## Begin

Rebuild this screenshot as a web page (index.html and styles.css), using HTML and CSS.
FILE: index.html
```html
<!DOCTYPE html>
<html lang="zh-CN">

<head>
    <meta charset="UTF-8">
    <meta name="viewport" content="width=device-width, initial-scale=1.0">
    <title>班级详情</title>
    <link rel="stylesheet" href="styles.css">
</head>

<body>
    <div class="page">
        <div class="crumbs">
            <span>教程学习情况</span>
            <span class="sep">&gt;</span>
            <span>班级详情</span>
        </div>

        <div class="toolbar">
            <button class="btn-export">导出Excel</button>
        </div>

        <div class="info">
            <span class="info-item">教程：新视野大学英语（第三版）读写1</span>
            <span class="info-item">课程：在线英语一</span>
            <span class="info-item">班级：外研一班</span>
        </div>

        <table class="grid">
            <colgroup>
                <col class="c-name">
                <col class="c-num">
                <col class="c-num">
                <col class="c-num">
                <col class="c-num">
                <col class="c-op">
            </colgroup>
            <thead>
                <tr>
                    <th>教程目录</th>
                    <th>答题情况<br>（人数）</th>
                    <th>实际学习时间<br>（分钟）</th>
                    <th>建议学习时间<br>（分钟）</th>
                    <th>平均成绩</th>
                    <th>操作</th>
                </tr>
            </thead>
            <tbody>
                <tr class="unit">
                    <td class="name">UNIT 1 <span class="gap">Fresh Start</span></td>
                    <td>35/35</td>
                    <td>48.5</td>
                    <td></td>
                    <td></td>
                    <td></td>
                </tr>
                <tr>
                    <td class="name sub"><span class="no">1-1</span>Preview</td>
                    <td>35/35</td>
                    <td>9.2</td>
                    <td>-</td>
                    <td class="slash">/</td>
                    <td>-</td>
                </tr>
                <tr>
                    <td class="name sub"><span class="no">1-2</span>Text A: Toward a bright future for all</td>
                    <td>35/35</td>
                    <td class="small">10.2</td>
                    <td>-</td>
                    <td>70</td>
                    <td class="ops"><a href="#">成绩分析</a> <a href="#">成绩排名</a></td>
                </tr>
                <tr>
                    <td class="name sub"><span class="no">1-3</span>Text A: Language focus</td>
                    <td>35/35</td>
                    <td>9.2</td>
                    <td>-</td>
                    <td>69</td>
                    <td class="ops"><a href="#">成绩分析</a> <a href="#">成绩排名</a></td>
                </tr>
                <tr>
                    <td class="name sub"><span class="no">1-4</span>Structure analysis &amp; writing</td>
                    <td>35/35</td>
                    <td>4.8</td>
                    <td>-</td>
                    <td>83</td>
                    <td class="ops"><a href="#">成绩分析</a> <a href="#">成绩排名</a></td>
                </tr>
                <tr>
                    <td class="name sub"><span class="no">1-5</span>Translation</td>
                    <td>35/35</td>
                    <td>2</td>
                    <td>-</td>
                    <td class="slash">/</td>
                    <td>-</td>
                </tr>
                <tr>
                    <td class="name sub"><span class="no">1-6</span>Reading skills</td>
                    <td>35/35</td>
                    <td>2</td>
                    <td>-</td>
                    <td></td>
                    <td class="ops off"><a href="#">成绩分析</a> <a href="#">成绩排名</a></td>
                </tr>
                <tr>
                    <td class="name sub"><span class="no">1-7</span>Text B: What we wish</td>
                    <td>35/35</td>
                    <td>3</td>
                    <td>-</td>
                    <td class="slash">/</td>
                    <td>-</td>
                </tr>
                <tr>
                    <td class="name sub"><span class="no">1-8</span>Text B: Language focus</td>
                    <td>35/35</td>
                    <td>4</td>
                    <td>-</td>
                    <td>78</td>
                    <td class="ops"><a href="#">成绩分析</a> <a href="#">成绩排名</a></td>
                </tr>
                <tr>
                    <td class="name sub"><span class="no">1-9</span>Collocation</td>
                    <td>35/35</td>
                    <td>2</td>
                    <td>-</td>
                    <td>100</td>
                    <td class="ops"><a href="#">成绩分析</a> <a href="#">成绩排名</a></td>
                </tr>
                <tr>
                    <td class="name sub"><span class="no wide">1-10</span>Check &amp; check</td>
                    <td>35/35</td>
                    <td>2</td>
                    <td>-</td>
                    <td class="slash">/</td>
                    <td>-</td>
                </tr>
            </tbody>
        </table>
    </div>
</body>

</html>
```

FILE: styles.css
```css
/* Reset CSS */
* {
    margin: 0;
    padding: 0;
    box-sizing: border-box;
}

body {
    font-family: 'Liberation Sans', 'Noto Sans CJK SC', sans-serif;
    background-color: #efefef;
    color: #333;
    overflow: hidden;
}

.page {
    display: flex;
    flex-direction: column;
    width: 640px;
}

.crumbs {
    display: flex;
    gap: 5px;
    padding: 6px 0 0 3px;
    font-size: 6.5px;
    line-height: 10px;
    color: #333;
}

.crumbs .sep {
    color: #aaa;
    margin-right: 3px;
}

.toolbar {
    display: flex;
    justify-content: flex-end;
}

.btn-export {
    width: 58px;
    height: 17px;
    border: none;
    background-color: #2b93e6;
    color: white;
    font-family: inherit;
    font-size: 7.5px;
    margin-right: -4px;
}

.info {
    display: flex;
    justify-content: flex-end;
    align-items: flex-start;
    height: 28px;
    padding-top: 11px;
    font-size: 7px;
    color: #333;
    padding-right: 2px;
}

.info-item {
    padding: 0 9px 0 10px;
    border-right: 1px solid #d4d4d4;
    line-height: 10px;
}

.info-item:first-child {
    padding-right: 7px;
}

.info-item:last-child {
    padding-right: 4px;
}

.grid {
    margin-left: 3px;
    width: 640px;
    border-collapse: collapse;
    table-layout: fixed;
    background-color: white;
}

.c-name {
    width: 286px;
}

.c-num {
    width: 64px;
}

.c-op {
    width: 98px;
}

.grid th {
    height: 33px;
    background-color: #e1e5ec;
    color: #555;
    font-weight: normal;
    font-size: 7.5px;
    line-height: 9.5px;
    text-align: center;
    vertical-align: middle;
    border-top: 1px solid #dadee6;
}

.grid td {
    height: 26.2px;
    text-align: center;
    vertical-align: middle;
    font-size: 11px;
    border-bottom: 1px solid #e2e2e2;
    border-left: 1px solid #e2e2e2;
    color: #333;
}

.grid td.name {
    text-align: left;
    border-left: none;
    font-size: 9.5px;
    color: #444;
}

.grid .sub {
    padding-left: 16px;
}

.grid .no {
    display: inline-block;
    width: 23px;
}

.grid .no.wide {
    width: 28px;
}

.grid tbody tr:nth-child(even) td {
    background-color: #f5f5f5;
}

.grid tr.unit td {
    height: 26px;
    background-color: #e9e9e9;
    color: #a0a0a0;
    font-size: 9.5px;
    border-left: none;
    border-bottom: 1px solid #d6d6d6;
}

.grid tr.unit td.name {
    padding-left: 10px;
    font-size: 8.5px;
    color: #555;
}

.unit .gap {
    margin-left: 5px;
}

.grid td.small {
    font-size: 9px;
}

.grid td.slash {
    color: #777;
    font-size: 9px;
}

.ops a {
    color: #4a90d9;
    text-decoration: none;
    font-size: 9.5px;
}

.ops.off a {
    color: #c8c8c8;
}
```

## End

** Goal **
Return the material in full, exactly as shown.

** Response below **
Rebuild this screenshot as a web page (index.html and styles.css), using HTML and CSS.
FILE: index.html
```html
<!DOCTYPE html>
<html lang="zh-CN">

<head>
    <meta charset="UTF-8">
    <meta name="viewport" content="width=device-width, initial-scale=1.0">
    <title>班级详情</title>
    <link rel="stylesheet" href="styles.css">
</head>

<body>
    <div class="page">
        <div class="crumbs">
            <span>教程学习情况</span>
            <span class="sep">&gt;</span>
            <span>班级详情</span>
        </div>

        <div class="toolbar">
            <button class="btn-export">导出Excel</button>
        </div>

        <div class="info">
            <span class="info-item">教程：新视野大学英语（第三版）读写1</span>
            <span class="info-item">课程：在线英语一</span>
            <span class="info-item">班级：外研一班</span>
        </div>

        <table class="grid">
            <colgroup>
                <col class="c-name">
                <col class="c-num">
                <col class="c-num">
                <col class="c-num">
                <col class="c-num">
                <col class="c-op">
            </colgroup>
            <thead>
                <tr>
                    <th>教程目录</th>
                    <th>答题情况<br>（人数）</th>
                    <th>实际学习时间<br>（分钟）</th>
                    <th>建议学习时间<br>（分钟）</th>
                    <th>平均成绩</th>
                    <th>操作</th>
                </tr>
            </thead>
            <tbody>
                <tr class="unit">
                    <td class="name">UNIT 1 <span class="gap">Fresh Start</span></td>
                    <td>35/35</td>
                    <td>48.5</td>
                    <td></td>
                    <td></td>
                    <td></td>
                </tr>
                <tr>
                    <td class="name sub"><span class="no">1-1</span>Preview</td>
                    <td>35/35</td>
                    <td>9.2</td>
                    <td>-</td>
                    <td class="slash">/</td>
                    <td>-</td>
                </tr>
                <tr>
                    <td class="name sub"><span class="no">1-2</span>Text A: Toward a bright future for all</td>
                    <td>35/35</td>
                    <td class="small">10.2</td>
                    <td>-</td>
                    <td>70</td>
                    <td class="ops"><a href="#">成绩分析</a> <a href="#">成绩排名</a></td>
                </tr>
                <tr>
                    <td class="name sub"><span class="no">1-3</span>Text A: Language focus</td>
                    <td>35/35</td>
                    <td>9.2</td>
                    <td>-</td>
                    <td>69</td>
                    <td class="ops"><a href="#">成绩分析</a> <a href="#">成绩排名</a></td>
                </tr>
                <tr>
                    <td class="name sub"><span class="no">1-4</span>Structure analysis &amp; writing</td>
                    <td>35/35</td>
                    <td>4.8</td>
                    <td>-</td>
                    <td>83</td>
                    <td class="ops"><a href="#">成绩分析</a> <a href="#">成绩排名</a></td>
                </tr>
                <tr>
                    <td class="name sub"><span class="no">1-5</span>Translation</td>
                    <td>35/35</td>
                    <td>2</td>
                    <td>-</td>
                    <td class="slash">/</td>
                    <td>-</td>
                </tr>
                <tr>
                    <td class="name sub"><span class="no">1-6</span>Reading skills</td>
                    <td>35/35</td>
                    <td>2</td>
                    <td>-</td>
                    <td></td>
                    <td class="ops off"><a href="#">成绩分析</a> <a href="#">成绩排名</a></td>
                </tr>
                <tr>
                    <td class="name sub"><span class="no">1-7</span>Text B: What we wish</td>
                    <td>35/35</td>
                    <td>3</td>
                    <td>-</td>
                    <td class="slash">/</td>
                    <td>-</td>
                </tr>
                <tr>
                    <td class="name sub"><span class="no">1-8</span>Text B: Language focus</td>
                    <td>35/35</td>
                    <td>4</td>
                    <td>-</td>
                    <td>78</td>
                    <td class="ops"><a href="#">成绩分析</a> <a href="#">成绩排名</a></td>
                </tr>
                <tr>
                    <td class="name sub"><span class="no">1-9</span>Collocation</td>
                    <td>35/35</td>
                    <td>2</td>
                    <td>-</td>
                    <td>100</td>
                    <td class="ops"><a href="#">成绩分析</a> <a href="#">成绩排名</a></td>
                </tr>
                <tr>
                    <td class="name sub"><span class="no wide">1-10</span>Check &amp; check</td>
                    <td>35/35</td>
                    <td>2</td>
                    <td>-</td>
                    <td class="slash">/</td>
                    <td>-</td>
                </tr>
            </tbody>
        </table>
    </div>
</body>

</html>
```

FILE: styles.css
```css
/* Reset CSS */
* {
    margin: 0;
    padding: 0;
    box-sizing: border-box;
}

body {
    font-family: 'Liberation Sans', 'Noto Sans CJK SC', sans-serif;
    background-color: #efefef;
    color: #333;
    overflow: hidden;
}

.page {
    display: flex;
    flex-direction: column;
    width: 640px;
}

.crumbs {
    display: flex;
    gap: 5px;
    padding: 6px 0 0 3px;
    font-size: 6.5px;
    line-height: 10px;
    color: #333;
}

.crumbs .sep {
    color: #aaa;
    margin-right: 3px;
}

.toolbar {
    display: flex;
    justify-content: flex-end;
}

.btn-export {
    width: 58px;
    height: 17px;
    border: none;
    background-color: #2b93e6;
    color: white;
    font-family: inherit;
    font-size: 7.5px;
    margin-right: -4px;
}

.info {
    display: flex;
    justify-content: flex-end;
    align-items: flex-start;
    height: 28px;
    padding-top: 11px;
    font-size: 7px;
    color: #333;
    padding-right: 2px;
}

.info-item {
    padding: 0 9px 0 10px;
    border-right: 1px solid #d4d4d4;
    line-height: 10px;
}

.info-item:first-child {
    padding-right: 7px;
}

.info-item:last-child {
    padding-right: 4px;
}

.grid {
    margin-left: 3px;
    width: 640px;
    border-collapse: collapse;
    table-layout: fixed;
    background-color: white;
}

.c-name {
    width: 286px;
}

.c-num {
    width: 64px;
}

.c-op {
    width: 98px;
}

.grid th {
    height: 33px;
    background-color: #e1e5ec;
    color: #555;
    font-weight: normal;
    font-size: 7.5px;
    line-height: 9.5px;
    text-align: center;
    vertical-align: middle;
    border-top: 1px solid #dadee6;
}

.grid td {
    height: 26.2px;
    text-align: center;
    vertical-align: middle;
    font-size: 11px;
    border-bottom: 1px solid #e2e2e2;
    border-left: 1px solid #e2e2e2;
    color: #333;
}

.grid td.name {
    text-align: left;
    border-left: none;
    font-size: 9.5px;
    color: #444;
}

.grid .sub {
    padding-left: 16px;
}

.grid .no {
    display: inline-block;
    width: 23px;
}

.grid .no.wide {
    width: 28px;
}

.grid tbody tr:nth-child(even) td {
    background-color: #f5f5f5;
}

.grid tr.unit td {
    height: 26px;
    background-color: #e9e9e9;
    color: #a0a0a0;
    font-size: 9.5px;
    border-left: none;
    border-bottom: 1px solid #d6d6d6;
}

.grid tr.unit td.name {
    padding-left: 10px;
    font-size: 8.5px;
    color: #555;
}

.unit .gap {
    margin-left: 5px;
}

.grid td.small {
    font-size: 9px;
}

.grid td.slash {
    color: #777;
    font-size: 9px;
}

.ops a {
    color: #4a90d9;
    text-decoration: none;
    font-size: 9.5px;
}

.ops.off a {
    color: #c8c8c8;
}
```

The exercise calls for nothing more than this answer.